Women’s studies librarians as a professional subgroup

In the late 1970s, with the establishment of separate departmental units devoted to women’s studies within big academic libraries, the specialized subgroup of women’s studies librarians came into existence. In 1983, a group of women within ALA decided there was a need to discuss women’s studies as a special focus of academic librarianship and began to organize the Women’s Studies Section, which became official in 1988. Today, the number of jobs that carry the sole title “women’s studies librarian” are still relatively few, but nearly every institution has a librarian whose job has this area of academic specialty subsumed under a broader title. It is therefore pertinent to ask what sort of specialized training, motivations, and career paths characterize these librarians in order to study the future of the professional subgroup.

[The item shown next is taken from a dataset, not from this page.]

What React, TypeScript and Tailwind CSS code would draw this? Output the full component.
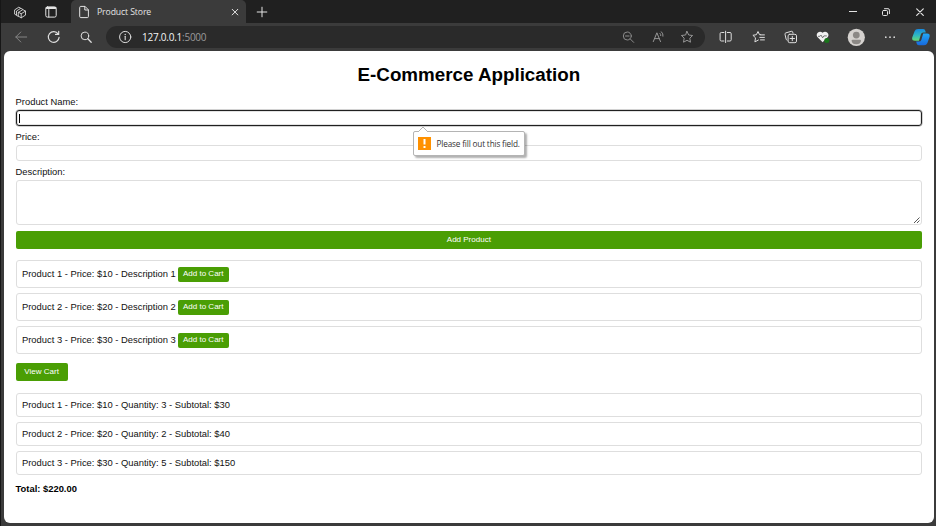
import React from "react";

type IconProps = { className?: string; children: React.ReactNode; size?: number };

function Icon({ className = "", children, size = 14 }: IconProps) {
  return (
    <svg
      width={size}
      height={size}
      viewBox="0 0 14 14"
      fill="none"
      stroke="currentColor"
      strokeWidth="1"
      strokeLinecap="round"
      strokeLinejoin="round"
      className={"shrink-0 " + className}
    >
      {children}
    </svg>
  );
}

const products = [
  { name: "Product 1", price: 10, description: "Description 1" },
  { name: "Product 2", price: 20, description: "Description 2" },
  { name: "Product 3", price: 30, description: "Description 3" },
];

const cart = [
  { name: "Product 1", price: 10, quantity: 3, subtotal: 30 },
  { name: "Product 2", price: 20, quantity: 2, subtotal: 40 },
  { name: "Product 3", price: 30, quantity: 5, subtotal: 150 },
];

const star = "M7 1.4 8.7 5 12.6 5.5 9.8 8.2 10.5 12.2 7 10.3 3.5 12.2 4.2 8.2 1.4 5.5 5.3 5Z";

function TitleBar() {
  return (
    <div className="flex h-[23px] shrink-0 items-center bg-[#202020] text-[#e4e4e4]">
      <Icon className="ml-[12px]">
        <path
          d="M3.3 10.2 1.6 9.1V4.9L5.8 2.2 7.4 3.1M5.4 11.5 3.5 10.3V6L7.8 3.3 9.6 4.3M5.6 7.3 9.9 4.6 12.5 6.1V10.1L8.2 12.8 5.6 11.3ZM5.6 7.3 8.2 8.8 12.5 6.1M8.2 8.8V12.8"
          strokeWidth=".85"
        />
      </Icon>
      <Icon className="ml-[17px]">
        <rect x="1.8" y="1.9" width="10.4" height="10.2" rx="1.6" />
        <path d="M2.6 3H11.4" strokeWidth="2" />
        <path d="M4.8 4.5V12" />
      </Icon>
      <div className="ml-[13px] flex h-full w-[175px] items-center rounded-t-[5px] bg-[#3b3b3b]">
        <Icon className="ml-[6px]">
          <path d="M2.7 2.4Q2.7 1.4 3.7 1.4H8L11.4 4.8V11.6Q11.4 12.6 10.4 12.6H3.7Q2.7 12.6 2.7 11.6ZM7.8 1.6V5H11.2" />
        </Icon>
        <span className="ml-[6px] w-[60px] pt-[2px] font-['Open_Sans',sans-serif] text-[8.7px] tracking-[-0.12px] whitespace-nowrap">
          Product Store
        </span>
        <Icon className="ml-[71px]">
          <path d="m4.2 4.3 5.6 5.6m0-5.6L4.2 9.9" />
        </Icon>
      </div>
      <Icon className="ml-[9px]">
        <path d="M7 2.2V11.8M2.2 7H11.8" />
      </Icon>
      <Icon className="ml-auto">
        <path d="M3.4 6.5H10.6" />
      </Icon>
      <Icon className="ml-[19px]">
        <rect x="3.5" y="5.5" width="5" height="5" rx="1" />
        <path d="M5.5 3.7H9Q10.4 3.7 10.4 5.1V8.6" />
      </Icon>
      <Icon className="mr-[9px] ml-[20px]">
        <path d="m3.7 3.8 6.6 6.6m0-6.6-6.6 6.6" strokeWidth="1.2" />
      </Icon>
    </div>
  );
}

function Toolbar() {
  return (
    <div className="flex h-7 shrink-0 items-center bg-[#3b3b3b] text-[#dedede]">
      <Icon className="ml-[13px] text-[#858585]">
        <path d="M12.7 7H1.8M6.8 2 1.8 7 6.8 12" />
      </Icon>
      <Icon className="ml-[19px]">
        <path d="M11.2 4A5.4 5.4 0 1 0 12.1 7.4M11.7 1.3V4.4H8.5" strokeWidth="1.15" />
      </Icon>
      <Icon className="ml-[18px]">
        <circle cx="5.9" cy="5.9" r="3.8" />
        <path d="m8.8 8.8 3.4 3.4" strokeWidth="1.3" />
      </Icon>
      <div className="ml-[13px] flex h-[22px] w-[599px] items-center rounded-full bg-[#2a2a2a]">
        <Icon className="ml-[12px]">
          <circle cx="7.2" cy="7" r="5.6" />
          <path d="M7.2 6.3V9.7" strokeWidth="1.1" />
          <path d="M7.2 4.3V4.4" strokeWidth="1.3" />
        </Icon>
        <span className="ml-[10px] font-['Open_Sans',sans-serif] text-[10px] tracking-[-0.24px] whitespace-nowrap text-[#9a9a9a]">
          <span className="text-[#f5f5f5]">127.0.0.1</span>:5000
        </span>
        <Icon className="ml-auto text-[#8c8c8c]">
          <circle cx="6.3" cy="6" r="4" />
          <path d="m9.3 9 3.4 3.4M4.5 6H8.1" />
        </Icon>
        <Icon className="ml-[16px] text-[#969696]">
          <path d="M2.3 11.6 5.9 2.8 9.5 11.6M3.6 8.6H8.2M9 3.4Q10 4.3 9.8 5.6M10.4 1.8Q12.5 3.6 12 6.2" />
        </Icon>
        <Icon className="mr-[11px] ml-[15px] text-[#969696]">
          <path d={star} />
        </Icon>
      </div>
      <Icon className="ml-[14px]">
        <path d="M4.9 2.5H2.3Q1.1 2.5 1.1 3.7V9.8Q1.1 11 2.3 11H4.9M8.3 2.5H11Q12.2 2.5 12.2 3.7V9.8Q12.2 11 11 11H8.3M6.6 1.2V12.6" />
      </Icon>
      <Icon className="ml-[19px]">
        <path d="M8.6 4.7H7.5L6 1.5 4.4 4.7 .9 5.3 3.5 7.8 2.9 11.9 6.4 10M8.8 4.9H12.4M7.8 7.4H12.4M8.5 9.9H12.4" />
      </Icon>
      <Icon className="ml-[18px]">
        <path d="M3 10.2Q2.3 9.9 2.1 9.1L1 4.2Q.8 3.2 1.8 2.9L7.4 1.3Q8.4 1.1 8.7 2L9 3.2" />
        <rect x="4.1" y="4.3" width="8.4" height="8.4" rx="1.6" />
        <path d="M8.3 6.3V10.7M6.1 8.5H10.5" />
      </Icon>
      <Icon className="ml-[18px]">
        <path d="M6.6 12.2 1.4 7C-1 4 3.4-.3 6.6 2.8 9.8-.3 14.2 4 11.8 7Z" fill="#f0f0f0" stroke="none" />
        <path d="M2.4 6.3H4L5 5.1 6.6 7.8 7.9 5.9H10.4" stroke="#666" strokeWidth=".9" />
        <circle cx="10.8" cy="10.6" r="2.5" fill="#18751a" stroke="none" />
      </Icon>
      <svg width="18" height="18" viewBox="0 0 18 18" className="ml-[17px] shrink-0">
        <circle cx="9.3" cy="9.3" r="8.6" fill="#d5d2cf" />
        <circle cx="9.3" cy="7.1" r="3.4" fill="#8b8885" />
        <path
          d="M4.6 12.8Q4.6 11.7 5.7 11.7H12.9Q14 11.7 14 12.8Q13.5 16.3 9.3 16.3T4.6 12.8Z"
          fill="#8b8885"
        />
      </svg>
      <Icon className="ml-[18px]">
        <path d="M2.8 7.2V7.2M7 7.2V7.2M11.2 7.2V7.2" strokeWidth="1.7" />
      </Icon>
      <svg width="18" height="18" viewBox="0 0 18 18" className="ml-[15px] shrink-0">
        <defs>
          <linearGradient id="copilot-left" x1="0" y1="0" x2="0" y2="1">
            <stop stopColor="#1689df" />
            <stop offset=".55" stopColor="#30b9c1" />
            <stop offset="1" stopColor="#65da75" />
          </linearGradient>
          <linearGradient id="copilot-right" x1="0" y1="0" x2="0" y2="1">
            <stop stopColor="#22a8f5" />
            <stop offset="1" stopColor="#1769dd" />
          </linearGradient>
        </defs>
        <path
          d="M6 1H11.3Q13 1 13.4 3L13.8 4.6H11.2Q9.4 4.6 8.9 6.3L7 12.7H3Q-.6 12.7.3 9.2L2.6 3.3Q3.5 1 6 1Z"
          fill="url(#copilot-left)"
        />
        <path
          d="M12.1 17.2H6.8Q5 17.2 4.6 15.2L4.2 13.6H6.9Q8.8 13.6 9.3 11.9L11.2 5.5H15Q18.4 5.5 17.5 9L15.4 14.9Q14.4 17.2 12.1 17.2Z"
          fill="url(#copilot-right)"
        />
      </svg>
    </div>
  );
}

function ValidationTip() {
  return (
    <div className="absolute top-[20px] left-[396.5px] z-10 flex h-[25px] w-[112px] items-center rounded-[2px] border border-[#b4b4b4] bg-white shadow-[2px_2px_2px_#00000050]">
      <svg width="10" height="6" viewBox="0 0 10 6" className="absolute top-[-6px] left-[4px]">
        <path d="M0 6 5 1 10 6" fill="#fff" stroke="#b4b4b4" />
      </svg>
      <span className="mb-px ml-[4px] flex h-[13px] w-[13px] items-center justify-center bg-[#ff9100]">
        <svg width="3" height="9" viewBox="0 0 3 9">
          <path d="M.5 0H2.5V5.5H.5ZM.5 7H2.5V9H.5Z" fill="#fff" />
        </svg>
      </span>
      <span className="ml-[5.5px] font-['Open_Sans',sans-serif] text-[8.2px] tracking-[-0.16px] whitespace-nowrap text-[#333]">
        Please fill out this field.
      </span>
    </div>
  );
}

export default function App() {
  return (
    <div className="flex h-[526px] w-[936px] flex-col overflow-hidden border-l border-[#161616] bg-[#3b3b3b] font-['Liberation_Sans',Arial,sans-serif] text-[9.4px] leading-[11px] text-[#111]">
      <TitleBar />
      <Toolbar />
      <main className="mr-[2.5px] ml-[3px] h-[472px] rounded-[6px] bg-white pr-[11.4px] pl-[11.6px]">
        <h1 className="pt-[13px] text-center text-[18.8px] leading-[22px] font-bold text-black">
          E-Commerce Application
        </h1>
        <form className="mt-[10px] flex flex-col">
          <label>Product Name:</label>
          <div className="relative mt-[3px] flex h-[16px] items-center rounded-[3px] border border-[#202020] pl-[2px] shadow-[0_0_0_0.5px_#20202066,inset_0_0_0_0.5px_#20202040]">
            <span className="h-[9px] w-px bg-black" />
            <ValidationTip />
          </div>
          <label className="mt-[5px]">Price:</label>
          <div className="mt-[3px] h-[16px] rounded-[3px] border border-[#dedede]" />
          <label className="mt-[5px]">Description:</label>
          <div className="mt-[3px] flex h-[45px] items-end justify-end rounded-[3px] border border-[#dedede]">
            <svg width="8" height="8" viewBox="0 0 8 8">
              <path d="M1 7 6.5 1.5M4 7 6.5 4.5" stroke="#444" strokeWidth=".9" />
            </svg>
          </div>
          <div className="mt-[5.5px] flex h-[18px] items-center justify-center rounded-[2px] bg-[#4a9e04] pb-px text-[8px] text-white">
            Add Product
          </div>
        </form>
        <ul className="mt-[11.5px] flex flex-col gap-[5px]">
          {products.map((p) => (
            <li
              key={p.name}
              className="flex h-[28px] items-center rounded-[3px] border border-[#dedede] pl-[5.4px]"
            >
              <span className="pb-[2px]">
                {p.name} - Price: ${p.price} - {p.description}
              </span>
              <span className="ml-[2px] flex h-[15px] w-[51px] items-center justify-center rounded-[2px] bg-[#4a9e04] pb-px text-[8px] whitespace-nowrap text-white">
                Add to Cart
              </span>
            </li>
          ))}
        </ul>
        <div className="mt-[9px] flex h-[18px] w-[52px] items-center justify-center rounded-[2px] bg-[#4a9e04] pb-px text-[8px] text-white">
          View Cart
        </div>
        <ul className="mt-[12px] flex flex-col gap-[5px]">
          {cart.map((c) => (
            <li
              key={c.name}
              className="flex h-[24px] items-center rounded-[3px] border border-[#dedede] pb-px pl-[5.4px]"
            >
              {c.name} - Price: ${c.price} - Quantity: {c.quantity} - Subtotal: ${c.subtotal}
            </li>
          ))}
        </ul>
        <p className="mt-[8px] font-bold text-black">Total: $220.00</p>
      </main>
    </div>
  );
}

What background do people entering this specialization today generally have? What training do they receive, what are their career goals, how do they stay current with the discipline, and what career paths do they take to get into women’s studies?

Future of the Profession

The future of women’s studies librarianship will be tied to the evolution of women’s studies as an academic field. As feminist and women-focused perspectives become integrated into discipline-based studies, women’s studies librarians can serve their information needs as well as those based in the interdisciplinary field of women’s studies, but budget lines and cross-department collaboration for collection development will need to be hammered out. To determine what this future might look like, the following questions need to be studied closely:

What is the current status and future outlook for stand-alone women’s studies libraries in large academic institutions? How are such libraries being used and by whom? What are the advantages and disadvantages of having a separate women’s studies library versus including the materials in the regular collection?
How are library collections and services growing/changing to accommodate the phenomenal growth of women’s studies as a field of study despite the current state of budget retrenchment in academic libraries?